= Loni Tabb =

American biostatistician

Loni Philip Tabb is an American biostatistician whose research applies spatial statistics in epidemiology to understand the geographic and racial distribution of societal problems including violence, alcohol abuse, health care disparities, and cardiovascular health. She is an associate professor of biostatistics in the Drexel University School of Public Health, and also serves as the school's associate dean for faculty affairs.

==Education and career==
Tabb is African-American; her parents were emigrants to the United States from Saint Vincent and the Grenadines and from Grenada. She majored in mathematics at Drexel University, after switching topics from business administration; she received a bachelor's degree in 2003 and a master's degree in 2005. She credits Ewaugh Finney Fields, an African-American female mathematics professor at Drexel, as a mentor who encouraged her to push her studies farther.

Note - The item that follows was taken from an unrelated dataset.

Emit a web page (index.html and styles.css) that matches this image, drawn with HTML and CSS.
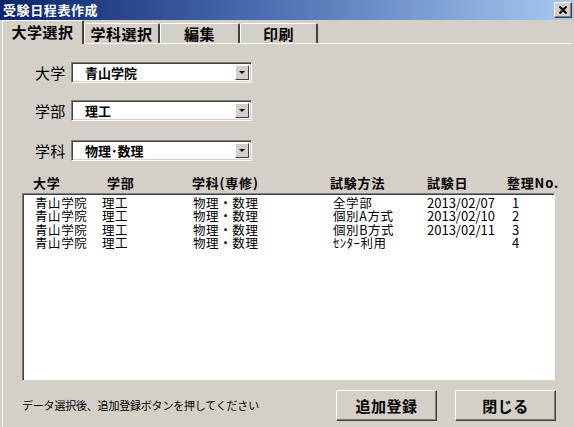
FILE: index.html
```html
<!DOCTYPE html>
<html lang="ja">
<head>
<meta charset="utf-8">
<link rel="stylesheet" href="styles.css">
</head>
<body>
<div class="window">
  <div class="titlebar">
    <span class="title">受験日程表作成</span>
    <span class="close"><svg width="8" height="8" viewBox="0 0 8 8"><path d="M0.5 0.5 L7.5 7.5 M7.5 0.5 L0.5 7.5" stroke="#000" stroke-width="2" fill="none"/></svg></span>
  </div>
  <div class="tabs">
    <div class="tab tab1 active">大学選択</div>
    <div class="tab tab2">学科選択</div>
    <div class="tab tab3">編集</div>
    <div class="tab tab4">印刷</div>
  </div>
  <div class="panel">
    <div class="form">
      <div class="field f1">
        <span class="label">大学</span>
        <div class="combo"><span class="val">青山学院</span><span class="drop"><span class="arrow"></span></span></div>
      </div>
      <div class="field f2">
        <span class="label">学部</span>
        <div class="combo"><span class="val">理工</span><span class="drop"><span class="arrow"></span></span></div>
      </div>
      <div class="field f3">
        <span class="label">学科</span>
        <div class="combo"><span class="val">物理･数理</span><span class="drop"><span class="arrow"></span></span></div>
      </div>
    </div>
    <div class="listhead">
      <span>大学</span><span>学部</span><span>学科(専修)</span><span>試験方法</span><span>試験日</span><span class="no">整理No.</span>
    </div>
    <div class="listbox">
      <div class="row"><span>青山学院</span><span>理工</span><span>物理・数理</span><span>全学部</span><span class="num">2013/02/07</span><span class="num">1</span></div>
      <div class="row"><span>青山学院</span><span>理工</span><span>物理・数理</span><span>個別A方式</span><span class="num">2013/02/10</span><span class="num">2</span></div>
      <div class="row"><span>青山学院</span><span>理工</span><span>物理・数理</span><span>個別B方式</span><span class="num">2013/02/11</span><span class="num">3</span></div>
      <div class="row"><span>青山学院</span><span>理工</span><span>物理・数理</span><span>ｾﾝﾀｰ利用</span><span class="num"></span><span class="num">4</span></div>
    </div>
    <div class="footer">
      <span class="hint">データ選択後、追加登録ボタンを押してください</span>
      <button class="btn add">追加登録</button>
      <button class="btn closebtn">閉じる</button>
    </div>
  </div>
</div>
</body>
</html>
```
FILE: styles.css
```css
* { box-sizing: border-box; }
html, body { margin: 0; padding: 0; }
body {
  width: 574px;
  height: 427px;
  overflow: hidden;
  background: #d4d0c8;
  font-family: "Noto Sans CJK JP", "Noto Sans", sans-serif;
  color: #000;
}
.window { width: 574px; height: 427px; display: flex; flex-direction: column; }

.titlebar {
  height: 20px;
  background: linear-gradient(to right, #0a246a 0%, #4a6cb0 45%, #a6caf0 100%);
  display: flex;
  align-items: center;
  justify-content: space-between;
  padding: 0 2px 0 3px;
}
.title {
  color: #fff;
  font-weight: bold;
  font-size: 13px;
  line-height: 20px;
  letter-spacing: 0.6px;
}
.close {
  width: 18px;
  height: 16px;
  background: #d4d0c8;
  border-top: 1px solid #fff;
  border-left: 1px solid #fff;
  border-right: 1px solid #404040;
  border-bottom: 1px solid #404040;
  box-shadow: inset -1px -1px 0 #808080;
  display: flex;
  align-items: center;
  justify-content: center;
}

.tabs {
  height: 23px;
  display: flex;
  align-items: flex-end;
  padding-left: 2px;
}
.tab {
  height: 20px;
  background: #d4d0c8;
  border-top: 1px solid #fff;
  border-left: 1px solid #fff;
  border-right: 2px solid #404040;
  font-size: 15px;
  font-weight: bold;
  line-height: 19px;
  text-align: center;
  letter-spacing: 0.5px;
  border-radius: 2px 2px 0 0;
}
.tab.active {
  height: 24px;
  margin-bottom: -1px;
  position: relative;
  z-index: 1;
  line-height: 22px;
}
.tab1 { width: 82px; }
.tab2 { width: 76px; }
.tab3 { width: 80px; }
.tab4 { width: 78px; }

.panel {
  flex: 1;
  margin: 0 2px;
  border-top: 1px solid #fff;
  border-left: 1px solid #fff;
  padding: 18px 0 0 19px;
}

.form { padding-left: 12px; }
.field { display: flex; align-items: center; height: 21px; }
.f2 { margin-top: 17px; }
.f3 { margin-top: 19px; }
.label {
  font-size: 15px;
  width: 37px;
  line-height: 21px;
  letter-spacing: 0.3px;
  padding-left: 1px;
}
.combo {
  width: 181px;
  height: 21px;
  background: #fff;
  border-top: 1px solid #808080;
  border-left: 1px solid #808080;
  border-right: 1px solid #fff;
  border-bottom: 1px solid #fff;
  box-shadow: inset 1px 1px 0 #404040, inset -1px -1px 0 #d4d0c8;
  display: flex;
  align-items: center;
  justify-content: space-between;
  padding: 0 2px 0 13px;
}
.val { font-size: 13px; font-weight: bold; line-height: 17px; }
.drop {
  width: 14px;
  height: 15px;
  background: #d4d0c8;
  border-top: 1px solid #fff;
  border-left: 1px solid #fff;
  border-right: 1px solid #404040;
  border-bottom: 1px solid #404040;
  display: flex;
  align-items: center;
  justify-content: center;
}
.arrow {
  width: 0; height: 0;
  border-left: 3px solid transparent;
  border-right: 3px solid transparent;
  border-top: 3px solid #000;
}

.listhead {
  margin-top: 14px;
  height: 15px;
  margin-bottom: 3px;
  display: grid;
  grid-template-columns: 74px 85px 138px 97px 80px 60px;
  padding-left: 11px;
  font-size: 13px;
  font-weight: bold;
  line-height: 15px;
  letter-spacing: 0.8px;
  white-space: nowrap;
}
.listbox {
  width: 533px;
  height: 188px;
  background: #fff;
  border-top: 1px solid #808080;
  border-left: 1px solid #808080;
  border-right: 1px solid #fff;
  border-bottom: 1px solid #d4d0c8;
  box-shadow: inset 1px 1px 0 #404040;
  padding: 2px 0 0 12px;
}
.row {
  display: grid;
  grid-template-columns: 67px 91px 140px 94px 85px 30px;
  font-size: 12.5px;
  line-height: 13.3px;
  height: 13.3px;
  white-space: nowrap;
  letter-spacing: 0.6px;
}
.row .num { letter-spacing: 0; font-size: 13px; }

.footer {
  display: flex;
  align-items: center;
  margin-top: 8px;
  height: 32px;
}
.hint {
  font-size: 11px;
  width: 314px;
  letter-spacing: -0.2px;
  white-space: nowrap;
}
.btn {
  width: 101px;
  height: 31px;
  padding: 0;
  margin: 0;
  background: #d4d0c8;
  border-top: 1px solid #fff;
  border-left: 1px solid #fff;
  border-right: 1px solid #404040;
  border-bottom: 1px solid #404040;
  box-shadow: inset -1px -1px 0 #808080;
  font-family: "Noto Sans CJK JP", sans-serif;
  font-size: 15px;
  font-weight: bold;
  color: #000;
  letter-spacing: 0.5px;
}
.closebtn { margin-left: 18px; }
```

Continuing her studies in biostatistics at Harvard University, she received a second master's degree in 2007 and completed her Ph.D. in 2010. Her dissertation, Multilevel Models for Zero-Inflated Count Data in Environmental Health and Health Disparities Research, was advised by Brent Coull.

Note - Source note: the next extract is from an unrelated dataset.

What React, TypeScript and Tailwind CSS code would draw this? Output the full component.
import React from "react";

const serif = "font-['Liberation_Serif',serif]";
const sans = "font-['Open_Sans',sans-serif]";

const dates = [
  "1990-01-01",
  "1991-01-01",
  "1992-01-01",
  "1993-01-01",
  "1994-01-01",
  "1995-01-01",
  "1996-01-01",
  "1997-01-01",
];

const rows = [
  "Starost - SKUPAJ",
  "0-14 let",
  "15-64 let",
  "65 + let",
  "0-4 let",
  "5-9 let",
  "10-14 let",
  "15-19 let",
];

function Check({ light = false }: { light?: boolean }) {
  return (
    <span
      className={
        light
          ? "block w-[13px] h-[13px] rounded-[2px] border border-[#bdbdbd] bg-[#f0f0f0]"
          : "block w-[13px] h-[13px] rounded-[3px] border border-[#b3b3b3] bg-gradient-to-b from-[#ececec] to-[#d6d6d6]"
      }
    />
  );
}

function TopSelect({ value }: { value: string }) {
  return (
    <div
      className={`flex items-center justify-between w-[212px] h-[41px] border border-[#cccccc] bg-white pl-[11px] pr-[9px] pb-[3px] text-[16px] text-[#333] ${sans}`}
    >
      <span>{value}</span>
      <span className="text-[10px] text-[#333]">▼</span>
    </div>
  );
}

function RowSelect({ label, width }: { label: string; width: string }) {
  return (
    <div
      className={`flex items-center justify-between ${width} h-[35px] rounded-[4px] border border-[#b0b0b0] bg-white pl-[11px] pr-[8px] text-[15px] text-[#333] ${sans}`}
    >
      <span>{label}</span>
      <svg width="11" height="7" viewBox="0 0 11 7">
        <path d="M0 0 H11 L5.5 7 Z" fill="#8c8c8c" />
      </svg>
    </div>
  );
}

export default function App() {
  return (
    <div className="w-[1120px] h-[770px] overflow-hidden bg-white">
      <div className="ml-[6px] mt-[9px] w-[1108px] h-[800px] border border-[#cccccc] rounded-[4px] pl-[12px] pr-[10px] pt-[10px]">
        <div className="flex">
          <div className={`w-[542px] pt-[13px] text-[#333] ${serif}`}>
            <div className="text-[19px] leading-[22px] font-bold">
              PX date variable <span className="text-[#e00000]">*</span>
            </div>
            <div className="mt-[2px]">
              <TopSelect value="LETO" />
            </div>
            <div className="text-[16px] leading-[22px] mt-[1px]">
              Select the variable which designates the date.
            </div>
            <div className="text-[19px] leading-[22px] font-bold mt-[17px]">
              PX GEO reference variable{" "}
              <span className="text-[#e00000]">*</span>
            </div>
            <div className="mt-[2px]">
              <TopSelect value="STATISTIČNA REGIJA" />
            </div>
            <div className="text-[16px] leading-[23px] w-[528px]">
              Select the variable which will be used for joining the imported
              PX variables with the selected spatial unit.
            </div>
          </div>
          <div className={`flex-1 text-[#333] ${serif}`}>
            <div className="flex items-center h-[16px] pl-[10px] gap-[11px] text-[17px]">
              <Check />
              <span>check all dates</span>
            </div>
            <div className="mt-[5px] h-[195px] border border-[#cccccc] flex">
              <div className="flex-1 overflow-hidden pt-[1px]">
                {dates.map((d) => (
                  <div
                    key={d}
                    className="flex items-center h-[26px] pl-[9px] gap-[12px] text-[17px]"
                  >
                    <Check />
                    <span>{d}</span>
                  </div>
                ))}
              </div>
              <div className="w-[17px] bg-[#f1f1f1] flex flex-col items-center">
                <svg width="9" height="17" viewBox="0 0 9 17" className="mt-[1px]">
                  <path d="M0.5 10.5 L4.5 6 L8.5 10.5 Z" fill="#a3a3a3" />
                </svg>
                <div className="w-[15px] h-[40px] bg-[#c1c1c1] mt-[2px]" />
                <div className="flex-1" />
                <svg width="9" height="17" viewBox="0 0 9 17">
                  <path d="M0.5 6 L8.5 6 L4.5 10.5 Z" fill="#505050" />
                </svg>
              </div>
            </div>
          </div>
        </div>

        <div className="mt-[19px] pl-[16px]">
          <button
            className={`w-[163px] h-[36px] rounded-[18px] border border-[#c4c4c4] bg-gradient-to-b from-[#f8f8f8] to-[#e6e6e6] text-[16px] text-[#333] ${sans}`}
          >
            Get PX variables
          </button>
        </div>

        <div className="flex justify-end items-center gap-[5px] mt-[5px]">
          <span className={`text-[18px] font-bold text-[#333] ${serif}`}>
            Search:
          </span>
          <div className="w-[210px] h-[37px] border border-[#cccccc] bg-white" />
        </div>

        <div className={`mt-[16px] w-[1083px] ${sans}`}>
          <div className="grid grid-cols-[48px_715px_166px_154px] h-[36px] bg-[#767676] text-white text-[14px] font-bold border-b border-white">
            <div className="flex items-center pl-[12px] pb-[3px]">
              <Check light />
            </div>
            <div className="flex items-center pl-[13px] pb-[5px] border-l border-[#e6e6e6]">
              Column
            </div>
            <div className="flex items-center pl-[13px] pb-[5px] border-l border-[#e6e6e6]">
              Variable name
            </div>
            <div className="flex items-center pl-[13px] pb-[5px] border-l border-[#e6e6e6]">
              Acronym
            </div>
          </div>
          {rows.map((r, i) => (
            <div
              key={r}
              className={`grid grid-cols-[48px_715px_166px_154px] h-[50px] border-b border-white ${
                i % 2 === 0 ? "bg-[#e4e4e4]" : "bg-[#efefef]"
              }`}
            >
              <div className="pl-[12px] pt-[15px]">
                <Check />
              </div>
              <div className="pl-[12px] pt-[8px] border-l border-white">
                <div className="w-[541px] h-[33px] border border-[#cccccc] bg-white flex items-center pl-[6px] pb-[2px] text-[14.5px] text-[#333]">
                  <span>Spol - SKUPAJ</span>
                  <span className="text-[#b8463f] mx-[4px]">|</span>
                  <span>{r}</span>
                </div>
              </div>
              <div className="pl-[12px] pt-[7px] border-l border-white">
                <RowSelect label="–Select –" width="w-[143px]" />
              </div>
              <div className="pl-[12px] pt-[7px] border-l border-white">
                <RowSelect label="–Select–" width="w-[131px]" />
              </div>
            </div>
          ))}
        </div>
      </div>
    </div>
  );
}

Tabb returned to Drexel as an assistant professor of biostatistics in 2009, before completing her Ph.D. She was tenured as an associate professor in 2017, and has been associate dean for faculty affairs since 2023.

==Recognition==
In 2021, Tabb became the inaugural recipient of the Annie T. Randall Innovator Award of the American Statistical Association Biometrics Section and Mental Health Statistics Section. She was elected as a Fellow of the American Statistical Association in 2026.